◆ Data ◆
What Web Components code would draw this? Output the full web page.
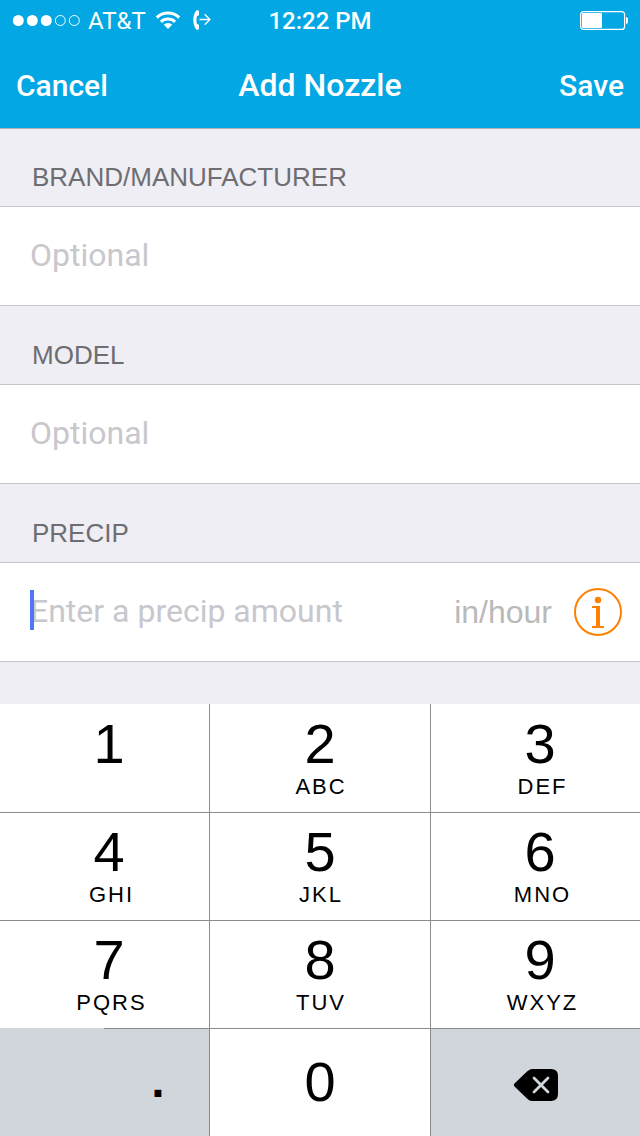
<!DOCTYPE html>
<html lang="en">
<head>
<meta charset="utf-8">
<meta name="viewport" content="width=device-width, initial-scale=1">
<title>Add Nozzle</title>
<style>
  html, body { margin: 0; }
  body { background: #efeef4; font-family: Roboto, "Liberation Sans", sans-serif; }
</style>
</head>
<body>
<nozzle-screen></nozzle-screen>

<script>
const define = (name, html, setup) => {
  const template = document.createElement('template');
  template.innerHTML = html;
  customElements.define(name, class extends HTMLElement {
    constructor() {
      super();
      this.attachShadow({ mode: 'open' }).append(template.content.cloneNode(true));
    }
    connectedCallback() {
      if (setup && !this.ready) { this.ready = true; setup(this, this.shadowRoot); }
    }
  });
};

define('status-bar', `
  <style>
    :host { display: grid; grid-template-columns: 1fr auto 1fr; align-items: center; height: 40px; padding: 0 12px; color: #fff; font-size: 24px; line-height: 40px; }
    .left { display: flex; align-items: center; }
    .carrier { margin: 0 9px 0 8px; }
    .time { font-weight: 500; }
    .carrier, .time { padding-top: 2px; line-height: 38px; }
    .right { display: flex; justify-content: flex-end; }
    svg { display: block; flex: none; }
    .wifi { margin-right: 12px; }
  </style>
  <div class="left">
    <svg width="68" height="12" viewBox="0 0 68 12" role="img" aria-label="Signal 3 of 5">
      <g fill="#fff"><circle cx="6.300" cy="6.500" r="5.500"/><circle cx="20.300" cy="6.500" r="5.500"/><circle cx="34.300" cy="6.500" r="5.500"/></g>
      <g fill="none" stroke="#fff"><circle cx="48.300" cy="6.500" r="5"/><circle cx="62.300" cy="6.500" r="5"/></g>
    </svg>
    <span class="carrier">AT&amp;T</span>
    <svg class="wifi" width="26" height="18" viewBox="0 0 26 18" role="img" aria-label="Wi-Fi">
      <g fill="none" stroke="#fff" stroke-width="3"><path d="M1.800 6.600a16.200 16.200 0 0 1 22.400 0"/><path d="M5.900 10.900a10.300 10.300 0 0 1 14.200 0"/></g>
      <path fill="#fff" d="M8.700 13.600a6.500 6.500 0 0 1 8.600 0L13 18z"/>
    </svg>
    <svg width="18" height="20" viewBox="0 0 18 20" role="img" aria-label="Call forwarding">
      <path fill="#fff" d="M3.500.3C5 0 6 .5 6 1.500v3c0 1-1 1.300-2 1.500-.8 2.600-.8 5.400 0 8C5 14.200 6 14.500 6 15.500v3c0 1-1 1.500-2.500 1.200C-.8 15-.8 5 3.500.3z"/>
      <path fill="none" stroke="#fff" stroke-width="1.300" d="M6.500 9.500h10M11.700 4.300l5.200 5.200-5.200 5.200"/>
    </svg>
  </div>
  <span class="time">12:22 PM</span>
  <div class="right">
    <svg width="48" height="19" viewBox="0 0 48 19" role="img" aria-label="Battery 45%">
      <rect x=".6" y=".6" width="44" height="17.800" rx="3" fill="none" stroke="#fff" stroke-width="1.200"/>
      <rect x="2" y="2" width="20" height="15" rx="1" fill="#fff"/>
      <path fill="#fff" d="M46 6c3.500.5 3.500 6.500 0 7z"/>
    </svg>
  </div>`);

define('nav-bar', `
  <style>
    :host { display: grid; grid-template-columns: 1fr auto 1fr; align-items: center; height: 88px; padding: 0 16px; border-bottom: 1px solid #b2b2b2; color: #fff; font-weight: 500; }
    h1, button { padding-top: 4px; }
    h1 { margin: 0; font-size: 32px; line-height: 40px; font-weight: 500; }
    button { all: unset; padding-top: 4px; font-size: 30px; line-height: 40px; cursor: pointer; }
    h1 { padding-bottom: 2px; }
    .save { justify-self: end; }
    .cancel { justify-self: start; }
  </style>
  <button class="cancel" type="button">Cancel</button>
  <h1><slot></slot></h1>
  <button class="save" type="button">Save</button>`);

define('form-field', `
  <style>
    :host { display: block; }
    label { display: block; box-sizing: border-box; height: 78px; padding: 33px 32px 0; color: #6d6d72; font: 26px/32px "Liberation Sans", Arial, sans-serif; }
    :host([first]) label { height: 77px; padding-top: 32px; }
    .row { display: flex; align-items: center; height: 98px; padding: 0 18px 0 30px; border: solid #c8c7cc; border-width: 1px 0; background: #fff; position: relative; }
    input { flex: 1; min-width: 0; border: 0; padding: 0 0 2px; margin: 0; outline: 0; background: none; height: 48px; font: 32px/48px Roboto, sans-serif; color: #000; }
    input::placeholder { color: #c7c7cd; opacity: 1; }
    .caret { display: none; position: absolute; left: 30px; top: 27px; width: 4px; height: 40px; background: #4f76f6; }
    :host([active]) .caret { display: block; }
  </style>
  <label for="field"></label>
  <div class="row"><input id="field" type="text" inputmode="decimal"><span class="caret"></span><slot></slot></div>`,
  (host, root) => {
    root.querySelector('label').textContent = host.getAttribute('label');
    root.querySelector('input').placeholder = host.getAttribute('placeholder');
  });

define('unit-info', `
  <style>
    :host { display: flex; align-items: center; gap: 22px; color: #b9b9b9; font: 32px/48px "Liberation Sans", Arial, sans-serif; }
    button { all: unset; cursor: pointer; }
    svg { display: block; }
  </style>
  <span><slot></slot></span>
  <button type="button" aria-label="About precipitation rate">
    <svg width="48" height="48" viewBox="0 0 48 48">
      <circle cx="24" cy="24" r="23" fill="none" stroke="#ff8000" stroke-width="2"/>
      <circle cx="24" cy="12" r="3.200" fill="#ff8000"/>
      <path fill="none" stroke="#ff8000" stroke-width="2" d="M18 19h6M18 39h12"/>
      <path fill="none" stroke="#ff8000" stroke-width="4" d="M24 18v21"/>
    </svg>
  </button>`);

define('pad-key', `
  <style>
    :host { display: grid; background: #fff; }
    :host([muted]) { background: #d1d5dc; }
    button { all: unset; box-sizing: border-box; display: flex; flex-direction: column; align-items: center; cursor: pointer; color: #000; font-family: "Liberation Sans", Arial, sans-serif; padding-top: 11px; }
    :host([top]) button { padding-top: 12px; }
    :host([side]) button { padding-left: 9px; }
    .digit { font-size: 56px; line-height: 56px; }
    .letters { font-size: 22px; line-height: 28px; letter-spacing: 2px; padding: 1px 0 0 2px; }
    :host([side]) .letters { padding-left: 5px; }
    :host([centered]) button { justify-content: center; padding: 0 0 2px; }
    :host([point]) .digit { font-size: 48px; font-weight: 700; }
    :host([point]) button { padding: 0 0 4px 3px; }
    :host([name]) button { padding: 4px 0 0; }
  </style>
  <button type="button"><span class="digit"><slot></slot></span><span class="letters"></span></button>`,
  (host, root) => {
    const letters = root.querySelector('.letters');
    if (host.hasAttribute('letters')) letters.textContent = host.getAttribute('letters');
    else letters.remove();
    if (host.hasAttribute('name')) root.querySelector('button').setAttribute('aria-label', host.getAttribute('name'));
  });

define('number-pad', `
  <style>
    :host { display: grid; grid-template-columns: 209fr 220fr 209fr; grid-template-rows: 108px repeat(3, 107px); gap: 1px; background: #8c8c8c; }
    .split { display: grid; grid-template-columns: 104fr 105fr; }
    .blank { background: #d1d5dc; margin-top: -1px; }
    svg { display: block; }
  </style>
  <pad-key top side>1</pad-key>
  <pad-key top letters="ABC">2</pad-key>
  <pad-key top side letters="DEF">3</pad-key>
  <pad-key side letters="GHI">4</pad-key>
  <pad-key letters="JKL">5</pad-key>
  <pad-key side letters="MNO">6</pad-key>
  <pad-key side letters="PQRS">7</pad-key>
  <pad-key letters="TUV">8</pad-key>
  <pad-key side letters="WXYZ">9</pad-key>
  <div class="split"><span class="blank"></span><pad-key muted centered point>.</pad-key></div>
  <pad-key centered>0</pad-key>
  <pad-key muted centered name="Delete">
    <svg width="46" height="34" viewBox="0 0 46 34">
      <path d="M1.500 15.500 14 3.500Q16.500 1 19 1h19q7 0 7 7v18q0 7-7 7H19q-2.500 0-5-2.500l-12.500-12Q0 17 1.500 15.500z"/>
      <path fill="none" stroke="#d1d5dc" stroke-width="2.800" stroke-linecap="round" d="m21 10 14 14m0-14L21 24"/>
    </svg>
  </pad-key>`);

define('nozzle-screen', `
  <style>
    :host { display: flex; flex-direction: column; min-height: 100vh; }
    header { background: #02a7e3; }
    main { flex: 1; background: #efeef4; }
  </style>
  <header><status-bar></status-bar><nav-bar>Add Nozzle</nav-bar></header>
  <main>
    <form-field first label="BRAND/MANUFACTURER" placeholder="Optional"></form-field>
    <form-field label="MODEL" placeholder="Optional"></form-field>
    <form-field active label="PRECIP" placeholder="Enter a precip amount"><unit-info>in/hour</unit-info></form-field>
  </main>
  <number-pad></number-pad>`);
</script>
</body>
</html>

◆ Exercise ◆
Repeat only the lines between the start of the data and the line with "<nozzle-screen></nozzle-screen>", including those two lines, and skip the pictures.

◆ Finished exercise ◆
What Web Components code would draw this? Output the full web page.
<!DOCTYPE html>
<html lang="en">
<head>
<meta charset="utf-8">
<meta name="viewport" content="width=device-width, initial-scale=1">
<title>Add Nozzle</title>
<style>
  html, body { margin: 0; }
  body { background: #efeef4; font-family: Roboto, "Liberation Sans", sans-serif; }
</style>
</head>
<body>
<nozzle-screen></nozzle-screen>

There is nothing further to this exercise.